| EXERCISE GOAL |
Transcribe the whole listing without a single picture.

| COLLECTED MATERIAL |
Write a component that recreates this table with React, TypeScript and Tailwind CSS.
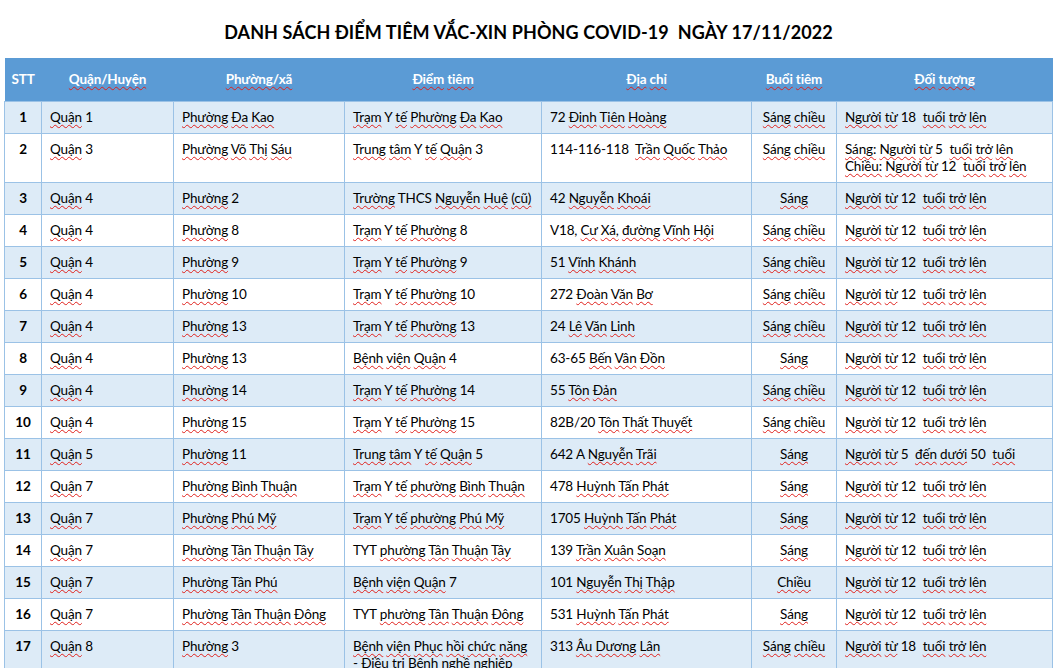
import React from "react";

type Row = {
  stt: number;
  quan: string;
  phuong: string;
  diem: string[];
  diaChi: string;
  buoi: string;
  doiTuong: string[];
};

const rows: Row[] = [
  { stt: 1, quan: "Quận 1", phuong: "Phường Đa Kao", diem: ["Trạm Y tế Phường Đa Kao"], diaChi: "72 Đinh Tiên Hoàng", buoi: "Sáng chiều", doiTuong: ["Người từ 18  tuổi trở lên"] },
  { stt: 2, quan: "Quận 3", phuong: "Phường Võ Thị Sáu", diem: ["Trung tâm Y tế Quận 3"], diaChi: "114-116-118  Trần Quốc Thảo", buoi: "Sáng chiều", doiTuong: ["Sáng: Người từ 5  tuổi trở lên", "Chiều: Người từ 12  tuổi trở lên"] },
  { stt: 3, quan: "Quận 4", phuong: "Phường 2", diem: ["Trường THCS Nguyễn Huệ (cũ)"], diaChi: "42 Nguyễn Khoái", buoi: "Sáng", doiTuong: ["Người từ 12  tuổi trở lên"] },
  { stt: 4, quan: "Quận 4", phuong: "Phường 8", diem: ["Trạm Y tế Phường 8"], diaChi: "V18, Cư Xá, đường Vĩnh Hội", buoi: "Sáng chiều", doiTuong: ["Người từ 12  tuổi trở lên"] },
  { stt: 5, quan: "Quận 4", phuong: "Phường 9", diem: ["Trạm Y tế Phường 9"], diaChi: "51 Vĩnh Khánh", buoi: "Sáng chiều", doiTuong: ["Người từ 12  tuổi trở lên"] },
  { stt: 6, quan: "Quận 4", phuong: "Phường 10", diem: ["Trạm Y tế Phường 10"], diaChi: "272 Đoàn Văn Bơ", buoi: "Sáng chiều", doiTuong: ["Người từ 12  tuổi trở lên"] },
  { stt: 7, quan: "Quận 4", phuong: "Phường 13", diem: ["Trạm Y tế Phường 13"], diaChi: "24 Lê Văn Linh", buoi: "Sáng chiều", doiTuong: ["Người từ 12  tuổi trở lên"] },
  { stt: 8, quan: "Quận 4", phuong: "Phường 13", diem: ["Bệnh viện Quận 4"], diaChi: "63-65 Bến Vân Đồn", buoi: "Sáng", doiTuong: ["Người từ 12  tuổi trở lên"] },
  { stt: 9, quan: "Quận 4", phuong: "Phường 14", diem: ["Trạm Y tế Phường 14"], diaChi: "55 Tôn Đản", buoi: "Sáng chiều", doiTuong: ["Người từ 12  tuổi trở lên"] },
  { stt: 10, quan: "Quận 4", phuong: "Phường 15", diem: ["Trạm Y tế Phường 15"], diaChi: "82B/20 Tôn Thất Thuyết", buoi: "Sáng chiều", doiTuong: ["Người từ 12  tuổi trở lên"] },
  { stt: 11, quan: "Quận 5", phuong: "Phường 11", diem: ["Trung tâm Y tế Quận 5"], diaChi: "642 A Nguyễn Trãi", buoi: "Sáng", doiTuong: ["Người từ 5  đến dưới 50  tuổi"] },
  { stt: 12, quan: "Quận 7", phuong: "Phường Bình Thuận", diem: ["Trạm Y tế phường Bình Thuận"], diaChi: "478 Huỳnh Tấn Phát", buoi: "Sáng", doiTuong: ["Người từ 12  tuổi trở lên"] },
  { stt: 13, quan: "Quận 7", phuong: "Phường Phú Mỹ", diem: ["Trạm Y tế phường Phú Mỹ"], diaChi: "1705 Huỳnh Tấn Phát", buoi: "Sáng", doiTuong: ["Người từ 12  tuổi trở lên"] },
  { stt: 14, quan: "Quận 7", phuong: "Phường Tân Thuận Tây", diem: ["TYT phường Tân Thuận Tây"], diaChi: "139 Trần Xuân Soạn", buoi: "Sáng", doiTuong: ["Người từ 12  tuổi trở lên"] },
  { stt: 15, quan: "Quận 7", phuong: "Phường Tân Phú", diem: ["Bệnh viện Quận 7"], diaChi: "101 Nguyễn Thị Thập", buoi: "Chiều", doiTuong: ["Người từ 12  tuổi trở lên"] },
  { stt: 16, quan: "Quận 7", phuong: "Phường Tân Thuận Đông", diem: ["TYT phường Tân Thuận Đông"], diaChi: "531 Huỳnh Tấn Phát", buoi: "Sáng", doiTuong: ["Người từ 12  tuổi trở lên"] },
  { stt: 17, quan: "Quận 8", phuong: "Phường 3", diem: ["Bệnh viện Phục hồi chức năng", "- Điều trị Bệnh nghề nghiệp"], diaChi: "313 Âu Dương Lân", buoi: "Sáng chiều", doiTuong: ["Người từ 18  tuổi trở lên"] },
];

// spell-check squiggle under words that have lowercase letters
function Squiggly({ text }: { text: string }) {
  const parts = text.split(/(\s+)/);
  return (
    <>
      {parts.map((p, i) =>
        /[a-zà-ỹđ]/.test(p) ? (
          <span key={i} className="underline decoration-wavy decoration-[#e0201b] decoration-1 underline-offset-[2px] [text-decoration-skip-ink:none]">
            {p}
          </span>
        ) : (
          <span key={i} className="whitespace-pre">{p}</span>
        )
      )}
    </>
  );
}

const headers = ["STT", "Quận/Huyện", "Phường/xã", "Điểm tiêm", "Địa chỉ", "Buổi tiêm", "Đối tượng"];

const cell = "border border-[#9bc2e6] pt-[7px] pb-[7px] align-top whitespace-nowrap overflow-hidden";

export default function App() {
  return (
    <div className="w-[1057px] bg-white text-black" style={{ fontFamily: "Lato, 'Noto Sans', sans-serif" }}>
      <h1 className="h-[58px] pt-[19px] text-center text-[18px] font-bold leading-[26px] tracking-[0.1px]">
        DANH SÁCH ĐIỂM TIÊM VẮC-XIN PHÒNG COVID-19&nbsp; NGÀY 17/11/2022
      </h1>
      <table className="ml-[4px] w-[1048px] table-fixed border-collapse text-[13.5px] leading-[17px] tracking-[-0.15px]">
        <colgroup>
          <col className="w-[37px]" />
          <col className="w-[132px]" />
          <col className="w-[171px]" />
          <col className="w-[197px]" />
          <col className="w-[210px]" />
          <col className="w-[85px]" />
          <col className="w-[216px]" />
        </colgroup>
        <thead>
          <tr className="h-[43px] bg-[#5b9bd5] text-white">
            {headers.map((h) => (
              <th key={h} className="px-1 text-center align-middle font-bold">
                <Squiggly text={h} />
              </th>
            ))}
          </tr>
        </thead>
        <tbody>
          {rows.map((r) => (
            <tr key={r.stt} className={r.stt % 2 === 1 ? "bg-[#ddebf7]" : "bg-white"}>
              <td className={`${cell} text-center font-bold`}>{r.stt}</td>
              <td className={`${cell} px-2`}><Squiggly text={r.quan} /></td>
              <td className={`${cell} px-2`}><Squiggly text={r.phuong} /></td>
              <td className={`${cell} px-2`}>
                {r.diem.map((d) => (
                  <div key={d}><Squiggly text={d} /></div>
                ))}
              </td>
              <td className={`${cell} px-2`}><Squiggly text={r.diaChi} /></td>
              <td className={`${cell} px-1 text-center`}><Squiggly text={r.buoi} /></td>
              <td className={`${cell} px-2`}>
                {r.doiTuong.map((d) => (
                  <div key={d}><Squiggly text={d} /></div>
                ))}
              </td>
            </tr>
          ))}
        </tbody>
      </table>
    </div>
  );
}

| WRITTEN REPLY |
Write a component that recreates this table with React, TypeScript and Tailwind CSS.
import React from "react";

type Row = {
  stt: number;
  quan: string;
  phuong: string;
  diem: string[];
  diaChi: string;
  buoi: string;
  doiTuong: string[];
};

const rows: Row[] = [
  { stt: 1, quan: "Quận 1", phuong: "Phường Đa Kao", diem: ["Trạm Y tế Phường Đa Kao"], diaChi: "72 Đinh Tiên Hoàng", buoi: "Sáng chiều", doiTuong: ["Người từ 18  tuổi trở lên"] },
  { stt: 2, quan: "Quận 3", phuong: "Phường Võ Thị Sáu", diem: ["Trung tâm Y tế Quận 3"], diaChi: "114-116-118  Trần Quốc Thảo", buoi: "Sáng chiều", doiTuong: ["Sáng: Người từ 5  tuổi trở lên", "Chiều: Người từ 12  tuổi trở lên"] },
  { stt: 3, quan: "Quận 4", phuong: "Phường 2", diem: ["Trường THCS Nguyễn Huệ (cũ)"], diaChi: "42 Nguyễn Khoái", buoi: "Sáng", doiTuong: ["Người từ 12  tuổi trở lên"] },
  { stt: 4, quan: "Quận 4", phuong: "Phường 8", diem: ["Trạm Y tế Phường 8"], diaChi: "V18, Cư Xá, đường Vĩnh Hội", buoi: "Sáng chiều", doiTuong: ["Người từ 12  tuổi trở lên"] },
  { stt: 5, quan: "Quận 4", phuong: "Phường 9", diem: ["Trạm Y tế Phường 9"], diaChi: "51 Vĩnh Khánh", buoi: "Sáng chiều", doiTuong: ["Người từ 12  tuổi trở lên"] },
  { stt: 6, quan: "Quận 4", phuong: "Phường 10", diem: ["Trạm Y tế Phường 10"], diaChi: "272 Đoàn Văn Bơ", buoi: "Sáng chiều", doiTuong: ["Người từ 12  tuổi trở lên"] },
  { stt: 7, quan: "Quận 4", phuong: "Phường 13", diem: ["Trạm Y tế Phường 13"], diaChi: "24 Lê Văn Linh", buoi: "Sáng chiều", doiTuong: ["Người từ 12  tuổi trở lên"] },
  { stt: 8, quan: "Quận 4", phuong: "Phường 13", diem: ["Bệnh viện Quận 4"], diaChi: "63-65 Bến Vân Đồn", buoi: "Sáng", doiTuong: ["Người từ 12  tuổi trở lên"] },
  { stt: 9, quan: "Quận 4", phuong: "Phường 14", diem: ["Trạm Y tế Phường 14"], diaChi: "55 Tôn Đản", buoi: "Sáng chiều", doiTuong: ["Người từ 12  tuổi trở lên"] },
  { stt: 10, quan: "Quận 4", phuong: "Phường 15", diem: ["Trạm Y tế Phường 15"], diaChi: "82B/20 Tôn Thất Thuyết", buoi: "Sáng chiều", doiTuong: ["Người từ 12  tuổi trở lên"] },
  { stt: 11, quan: "Quận 5", phuong: "Phường 11", diem: ["Trung tâm Y tế Quận 5"], diaChi: "642 A Nguyễn Trãi", buoi: "Sáng", doiTuong: ["Người từ 5  đến dưới 50  tuổi"] },
  { stt: 12, quan: "Quận 7", phuong: "Phường Bình Thuận", diem: ["Trạm Y tế phường Bình Thuận"], diaChi: "478 Huỳnh Tấn Phát", buoi: "Sáng", doiTuong: ["Người từ 12  tuổi trở lên"] },
  { stt: 13, quan: "Quận 7", phuong: "Phường Phú Mỹ", diem: ["Trạm Y tế phường Phú Mỹ"], diaChi: "1705 Huỳnh Tấn Phát", buoi: "Sáng", doiTuong: ["Người từ 12  tuổi trở lên"] },
  { stt: 14, quan: "Quận 7", phuong: "Phường Tân Thuận Tây", diem: ["TYT phường Tân Thuận Tây"], diaChi: "139 Trần Xuân Soạn", buoi: "Sáng", doiTuong: ["Người từ 12  tuổi trở lên"] },
  { stt: 15, quan: "Quận 7", phuong: "Phường Tân Phú", diem: ["Bệnh viện Quận 7"], diaChi: "101 Nguyễn Thị Thập", buoi: "Chiều", doiTuong: ["Người từ 12  tuổi trở lên"] },
  { stt: 16, quan: "Quận 7", phuong: "Phường Tân Thuận Đông", diem: ["TYT phường Tân Thuận Đông"], diaChi: "531 Huỳnh Tấn Phát", buoi: "Sáng", doiTuong: ["Người từ 12  tuổi trở lên"] },
  { stt: 17, quan: "Quận 8", phuong: "Phường 3", diem: ["Bệnh viện Phục hồi chức năng", "- Điều trị Bệnh nghề nghiệp"], diaChi: "313 Âu Dương Lân", buoi: "Sáng chiều", doiTuong: ["Người từ 18  tuổi trở lên"] },
];

// spell-check squiggle under words that have lowercase letters
function Squiggly({ text }: { text: string }) {
  const parts = text.split(/(\s+)/);
  return (
    <>
      {parts.map((p, i) =>
        /[a-zà-ỹđ]/.test(p) ? (
          <span key={i} className="underline decoration-wavy decoration-[#e0201b] decoration-1 underline-offset-[2px] [text-decoration-skip-ink:none]">
            {p}
          </span>
        ) : (
          <span key={i} className="whitespace-pre">{p}</span>
        )
      )}
    </>
  );
}

const headers = ["STT", "Quận/Huyện", "Phường/xã", "Điểm tiêm", "Địa chỉ", "Buổi tiêm", "Đối tượng"];

const cell = "border border-[#9bc2e6] pt-[7px] pb-[7px] align-top whitespace-nowrap overflow-hidden";

export default function App() {
  return (
    <div className="w-[1057px] bg-white text-black" style={{ fontFamily: "Lato, 'Noto Sans', sans-serif" }}>
      <h1 className="h-[58px] pt-[19px] text-center text-[18px] font-bold leading-[26px] tracking-[0.1px]">
        DANH SÁCH ĐIỂM TIÊM VẮC-XIN PHÒNG COVID-19&nbsp; NGÀY 17/11/2022
      </h1>
      <table className="ml-[4px] w-[1048px] table-fixed border-collapse text-[13.5px] leading-[17px] tracking-[-0.15px]">
        <colgroup>
          <col className="w-[37px]" />
          <col className="w-[132px]" />
          <col className="w-[171px]" />
          <col className="w-[197px]" />
          <col className="w-[210px]" />
          <col className="w-[85px]" />
          <col className="w-[216px]" />
        </colgroup>
        <thead>
          <tr className="h-[43px] bg-[#5b9bd5] text-white">
            {headers.map((h) => (
              <th key={h} className="px-1 text-center align-middle font-bold">
                <Squiggly text={h} />
              </th>
            ))}
          </tr>
        </thead>
        <tbody>
          {rows.map((r) => (
            <tr key={r.stt} className={r.stt % 2 === 1 ? "bg-[#ddebf7]" : "bg-white"}>
              <td className={`${cell} text-center font-bold`}>{r.stt}</td>
              <td className={`${cell} px-2`}><Squiggly text={r.quan} /></td>
              <td className={`${cell} px-2`}><Squiggly text={r.phuong} /></td>
              <td className={`${cell} px-2`}>
                {r.diem.map((d) => (
                  <div key={d}><Squiggly text={d} /></div>
                ))}
              </td>
              <td className={`${cell} px-2`}><Squiggly text={r.diaChi} /></td>
              <td className={`${cell} px-1 text-center`}><Squiggly text={r.buoi} /></td>
              <td className={`${cell} px-2`}>
                {r.doiTuong.map((d) => (
                  <div key={d}><Squiggly text={d} /></div>
                ))}
              </td>
            </tr>
          ))}
        </tbody>
      </table>
    </div>
  );
}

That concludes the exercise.